◆ DESCRIPTION OF THE TASK ◆
Narrow the data below down to the lines containing "styled".
'''
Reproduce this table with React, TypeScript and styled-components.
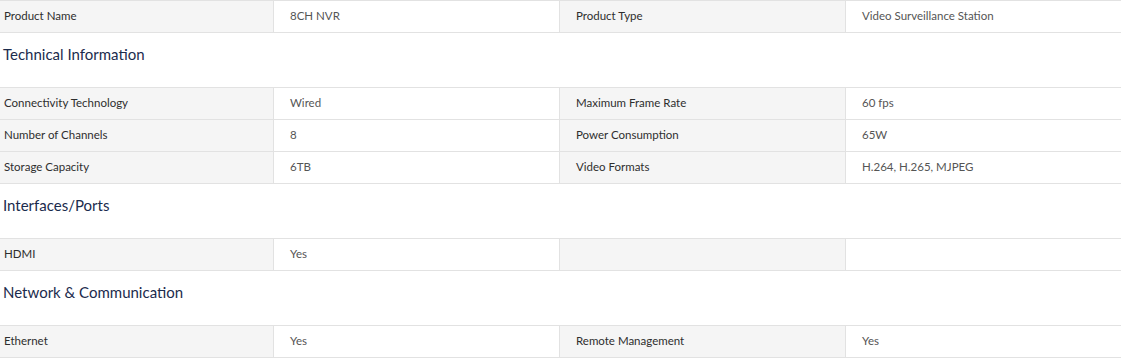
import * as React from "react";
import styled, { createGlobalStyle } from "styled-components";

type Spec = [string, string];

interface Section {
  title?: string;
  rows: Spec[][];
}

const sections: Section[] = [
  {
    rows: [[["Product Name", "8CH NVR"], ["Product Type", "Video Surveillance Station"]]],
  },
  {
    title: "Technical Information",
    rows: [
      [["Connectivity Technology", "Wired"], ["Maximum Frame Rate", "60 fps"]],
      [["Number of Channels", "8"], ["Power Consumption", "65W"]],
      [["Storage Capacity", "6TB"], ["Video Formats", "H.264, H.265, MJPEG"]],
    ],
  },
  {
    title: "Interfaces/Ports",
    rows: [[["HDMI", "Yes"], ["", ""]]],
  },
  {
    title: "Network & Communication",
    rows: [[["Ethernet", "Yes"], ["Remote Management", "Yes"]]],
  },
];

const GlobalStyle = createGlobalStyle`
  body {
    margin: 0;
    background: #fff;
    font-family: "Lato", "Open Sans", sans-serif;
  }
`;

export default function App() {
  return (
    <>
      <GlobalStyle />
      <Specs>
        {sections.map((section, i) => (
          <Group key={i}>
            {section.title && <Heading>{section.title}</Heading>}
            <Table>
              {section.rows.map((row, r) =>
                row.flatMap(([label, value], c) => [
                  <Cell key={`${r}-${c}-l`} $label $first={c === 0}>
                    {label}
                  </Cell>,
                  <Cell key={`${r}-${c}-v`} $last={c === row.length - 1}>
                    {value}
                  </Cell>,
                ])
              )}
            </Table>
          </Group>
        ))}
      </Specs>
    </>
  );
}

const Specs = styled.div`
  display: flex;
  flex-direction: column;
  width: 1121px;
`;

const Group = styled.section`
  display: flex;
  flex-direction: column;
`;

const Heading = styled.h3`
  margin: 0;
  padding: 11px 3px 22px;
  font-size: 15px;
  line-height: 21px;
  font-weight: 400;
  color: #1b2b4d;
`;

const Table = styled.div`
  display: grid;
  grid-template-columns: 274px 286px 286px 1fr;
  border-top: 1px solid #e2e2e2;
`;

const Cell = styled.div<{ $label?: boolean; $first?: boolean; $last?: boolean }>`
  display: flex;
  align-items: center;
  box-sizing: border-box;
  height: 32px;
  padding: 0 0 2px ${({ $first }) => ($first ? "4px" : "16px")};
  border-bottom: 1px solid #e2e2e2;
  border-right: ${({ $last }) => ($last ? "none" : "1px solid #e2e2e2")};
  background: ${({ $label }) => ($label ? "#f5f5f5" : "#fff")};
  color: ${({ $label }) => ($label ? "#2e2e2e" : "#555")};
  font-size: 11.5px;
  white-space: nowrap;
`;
'''
◆ RESPONSE TO THIS EXERCISE ◆
Reproduce this table with React, TypeScript and styled-components.
import styled, { createGlobalStyle } from "styled-components";
const Specs = styled.div`
const Group = styled.section`
const Heading = styled.h3`
const Table = styled.div`
const Cell = styled.div<{ $label?: boolean; $first?: boolean; $last?: boolean }>`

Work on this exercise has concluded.